WARNING:  kddcup_output_builder.cpp(main:165): Eigen detected. (This is actually good news!)
INFO:     kddcup_output_builder.cpp(main:167): GraphLab Parsers library code by Danny Bickson, CMU
Send comments and bug reports to danny.bickson@gmail.com
Schedule all vertices
INFO:     sweep_scheduler.hpp(sweep_scheduler:124): Using a random ordering of the vertices.
Rows:      2421057
Cols:      2421057
Nonzeros:  15561329
Constructing all vertices.
Graph size:    15561329
INFO:     io.hpp(load_matrix_market_vector:544): Going to read matrix market vector from input file: testB.predictions
INFO:     kddcup_output_builder.cpp(operator():131): Finished going over 15561329 rating  for 626516 unique users
INFO:     kddcup_output_builder.cpp(operator():132): Successfully created output file: testB.sorted.out
Rows:      2421057
Cols:      2421057
Nonzeros:  19349608
Constructing all vertices.
Graph size:    19349608
INFO:     io.hpp(load_matrix_market_vector:544): Going to read matrix market vector from input file: testA.predictions
INFO:     kddcup_output_builder.cpp(operator():131): Finished going over 19349608 rating  for 713611 unique users
INFO:     kddcup_output_builder.cpp(operator():132): Successfully created output file: testA.sorted.out
Finished in 82.1905
INFO:     kddcup_output_builder.cpp(main:189): Merging the two files together
updating: testA.sorted.out (deflated 72%)
INFO:     kddcup_output_builder.cpp(main:208): Successfully created zip file: submission.zip
INFO:     kddcup_output_builder.cpp(main:214): removed temporary files
INFO:     kddcup_output_builder.cpp(main:216): Created successfully zip file: submission.zip

### Preliminary results

Here is a very preliminary report on the results I was able to obtain so far:
ALS - 0.254 on the leaderboard
SVD++ - 0.29 on the leaderboard (Thanks for my collaborators in Hungarian National Academy of Science, specifically Tamas Kiss)
bias-SVD 0.330 on the leaderboard (After some optimization JustinYan got 0.34 with it).
logistic regression - 0.336

### Disclaimer

As the code is evolving, there may be some bugs/inaccuracies in the code. However, I did not want to wait for the last minute to get a perfect solution that no one will be able to use. Please ping me if you find any bugs or have any suggestions.
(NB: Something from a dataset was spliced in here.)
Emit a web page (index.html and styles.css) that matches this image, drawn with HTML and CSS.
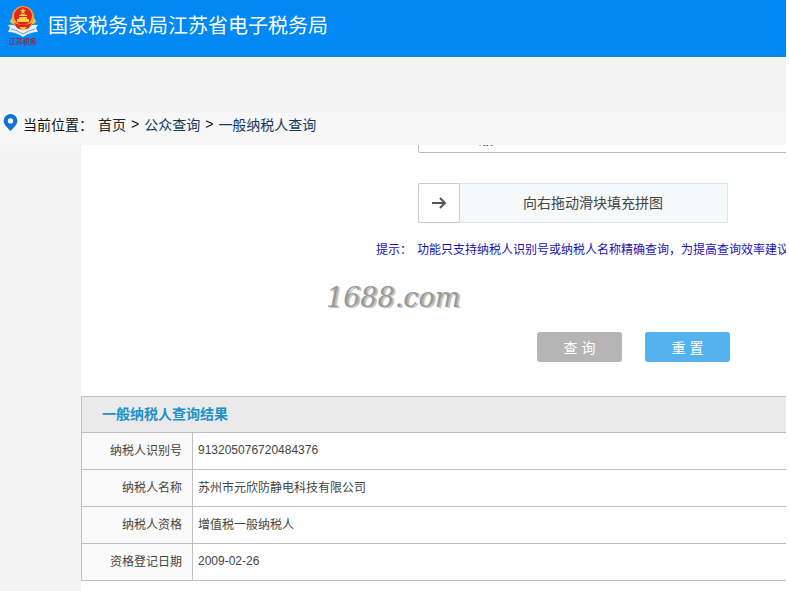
FILE: index.html
```html
<!DOCTYPE html>
<html lang="zh-CN">
<head>
<meta charset="utf-8">
<title>国家税务总局江苏省电子税务局</title>
<link rel="stylesheet" href="styles.css">
</head>
<body>
<header class="header">
  <svg class="logo" viewBox="0 0 32 42" aria-hidden="true">
    <path d="M1 20q7-1 15 5q8-6 15-5l-2 3 2 4q-8 0-15 5Q9 27 1 27l2-4z" fill="#e9f2fb"/>
    <path d="M3 16q5 1 13 8q8-7 13-8M4 24q6 1 12 5q6-4 12-5" fill="none" stroke="#6c9fce"/>
    <path d="M5 13q-3 3-1 5q4 1 7 6h10q3-5 7-6q2-2-1-5z" fill="#f4c542"/>
    <circle cx="16" cy="12" r="11" fill="#f2a632"/>
    <circle cx="16" cy="11" r="9" fill="#e3241b"/>
    <path d="M16 3l1 2h2l-2 2 1 2-2-1-2 1 1-2-2-2h2zM10 14h2v-2h8v2h2v3H10zM12 10l4-1 4 1v1h-8z" fill="#ffd24a"/>
    <path d="M7 18q9 4 18 0l-3 5q-6 3-12 0z" fill="#d9251c"/>
    <path d="M12 22h8l-4 4z" fill="#f4c542"/>
    <text class="logo-text" x="16" y="39" text-anchor="middle">江苏税务</text>
  </svg>
  <h1 class="title">国家税务总局江苏省电子税务局</h1>
</header>
<nav class="crumbs" aria-label="当前位置">
  <svg class="pin" viewBox="0 0 14 16" aria-hidden="true"><path fill-rule="evenodd" d="M7 0a6.500 6.500 0 0 1 6.500 6.500C13.500 10 9.500 13 7 16 4.500 13 .5 10 .5 6.500A6.500 6.500 0 0 1 7 0zm0 4a2.500 2.500 0 1 0 0 5 2.500 2.500 0 0 0 0-5z" fill="#1273d4"/></svg>
  <span class="crumb-label">当前位置：</span>
  <a class="home" href="#">首页</a><span>&gt;</span><a href="#">公众查询</a><span>&gt;</span><a href="#">一般纳税人查询</a>
</nav>
<main class="main">
  <form class="form">
    <input class="field" type="text" aria-label="验证码" value="版">
    <div class="slider">
      <button class="handle" type="button" aria-label="拖动滑块">
        <svg class="arrow" viewBox="0 0 16 12" aria-hidden="true"><path d="M1 6h13M9 1l5 5-5 5" fill="none" stroke="#555" stroke-width="2"/></svg>
      </button>
      <span class="slider-text">向右拖动滑块填充拼图</span>
    </div>
    <p class="hint"><span class="hint-label">提示：</span><span>功能只支持纳税人识别号或纳税人名称精确查询，为提高查询效率建议</span></p>
    <div class="actions">
      <button class="btn query" type="button">查 询</button>
      <button class="btn reset" type="reset">重 置</button>
    </div>
    <span class="watermark">1688.com</span>
  </form>
  <table class="result">
    <thead><tr><th class="result-title" colspan="2">一般纳税人查询结果</th></tr></thead>
    <tbody>
      <tr><th scope="row">纳税人识别号</th><td>913205076720484376</td></tr>
      <tr><th scope="row">纳税人名称</th><td>苏州市元欣防静电科技有限公司</td></tr>
      <tr><th scope="row">纳税人资格</th><td>增值税一般纳税人</td></tr>
      <tr><th scope="row">资格登记日期</th><td>2009-02-26</td></tr>
    </tbody>
  </table>
</main>
</body>
</html>
```
FILE: styles.css
```css
* { box-sizing: border-box; }
html { background: #fff; }
body {
  margin: 0 3px 0 0;
  min-height: 100vh;
  display: flex;
  flex-direction: column;
  background: #f4f4f4;
  color: #333;
  font-family: "Liberation Sans", "Noto Sans CJK SC", sans-serif;
  font-size: 14px;
}
.header {
  display: flex;
  align-items: center;
  gap: 9px;
  height: 57px;
  padding: 0 7px 4px;
  background: #0088f5;
  border-bottom: 1px solid #1b80cf;
}
.logo { width: 32px; height: 42px; }
.logo-text { font-size: 7px; font-weight: bold; fill: #8c2c55; }
.title { margin: 0; color: #fff; font-size: 20px; font-weight: 400; line-height: 30px; }
.crumbs {
  display: flex;
  align-items: center;
  gap: 5px;
  height: 32px;
  margin-top: 56px;
  padding: 0 3px 10px;
  background: #f7f7f7;
  color: #111;
}
.pin { width: 15px; height: 17px; margin-bottom: 4px; }
.crumbs a { color: #123a5e; text-decoration: none; }
.crumbs .home { color: #222; }
.main {
  flex: 1;
  margin-left: 81px;
  background: #fff;
  overflow: hidden;
}
.form { position: relative; height: 251px; overflow: hidden; }
.field {
  display: block;
  width: 420px;
  height: 36px;
  margin: -28px 0 0 337px;
  padding: 6px 60px 0;
  border: 1px solid #bbb;
  border-radius: 2px;
  color: #444;
  font: inherit;
}
.slider {
  display: flex;
  width: 310px;
  height: 40px;
  margin: 30px 0 0 337px;
  background: #f5f9fa;
  border: 1px solid #e0e5e8;
}
.handle {
  display: flex;
  align-items: center;
  justify-content: center;
  width: 42px;
  height: 40px;
  margin: -1px;
  padding: 0;
  background: #fff;
  border: 1px solid #ccc;
  border-radius: 2px;
}
.arrow { width: 16px; height: 12px; }
.slider-text { flex: 1; color: #444; line-height: 38px; text-align: center; }
.hint {
  display: flex;
  gap: 5px;
  margin: 17px 0 0 295px;
  color: #1a0fb4;
  font-size: 12px;
  line-height: 20px;
  white-space: nowrap;
}
.hint-label { width: 36px; }
.actions { display: flex; gap: 23px; margin: 72px 0 0 456px; }
.btn {
  width: 85px;
  height: 30px;
  padding: 0;
  border: 0;
  border-radius: 3px;
  color: #fff;
  font: inherit;
}
.query { background: #b5b5b5; }
.reset { background: #56b2ee; }
.watermark {
  position: absolute;
  left: 245px;
  top: 137px;
  color: #999;
  font: italic 27px/32px "DejaVu Serif", serif;
  text-shadow: 2px 1px 1px #bbb;
}
.result { width: 100%; border-collapse: collapse; font-size: 12px; color: #444; }
.result tr { height: 37px; }
.result thead tr { height: 36px; }
.result th, .result td { padding: 0 5px 3px; border: 1px solid #c0c0c0; border-right: 0; }
.result th { width: 111px; padding-right: 10px; background: #fafafa; font-weight: 400; text-align: right; }
.result .result-title {
  padding-left: 20px;
  background: #eaeaea;
  color: #2090cc;
  font-size: 14px;
  font-weight: 700;
  text-align: left;
}
```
### SpotLight: Prof. Michael Mahoney, Stanford

A couple of days ago I had a delightful conversation with Prof. Mahoney from Stanford. Michael is the organizer of the successful MMDS workshop which every couple of year attracts 250 researchers interested in algorithms on big data. The coming workshop will be held July 10-13, 2012, at Stanford. For more information, including registration, how to submit poster presentations, etc., see the MMDS web page.

Michael did a lot of work in the field of random projection and I asked him some questions to learn some more about this field:

1) Can you provide some resources for novice people (like me) who likes to learn more on the technique of random projections?

Here are the links to the two reviews on randomized matrix algorithms that we discussed.

Randomized Algorithms for Matrices and Data, M. W. Mahoney,
NOW Publishers, Foundations and Trends in Machine Learning, Volume 3, Issue 2, 2011,
Technical Report, Preprint: arXiv:1104.5557 (2011).

Finding structure with randomness: Probabilistic algorithms for constructing approximate matrix decompositions, Nathan Halko, Per-Gunnar Martinsson, Joel A. Tropp
SIAM Review, Volume 53, Issue 2, pp. 217-288, 2011,
Technical Report, Preprint: arXiv:0909.4061 (2009).

The first of these reviews (mine) adopts a more data/TCS/ML approach for the least-squares and low-rank approximation problems and tries to highlight "why" the algorithms work with an eye to developing future methods more generally; while the latter review (HMT) focuses on coupling the novel randomized algorithms for low-rank matrix approximation with classical numerical methods, the goal being to get high-quality numerical code, typically for "scientific" applications. Thus, e.g., some of the assumptions that are made are more appropriate for scientific applications that "data analytics" applications---e.g., for them sparse matrices are typically structured, e.g., from pdes, and thus can be applied quickly as an operator to unstructured Gaussian random projections.

2) Are you familiar with the divide and conquer paper from last NIPS? ("Divide and Conquer Matrix Factorization" by Lester MackeyAmeet Talwalkar and Michael Jordan)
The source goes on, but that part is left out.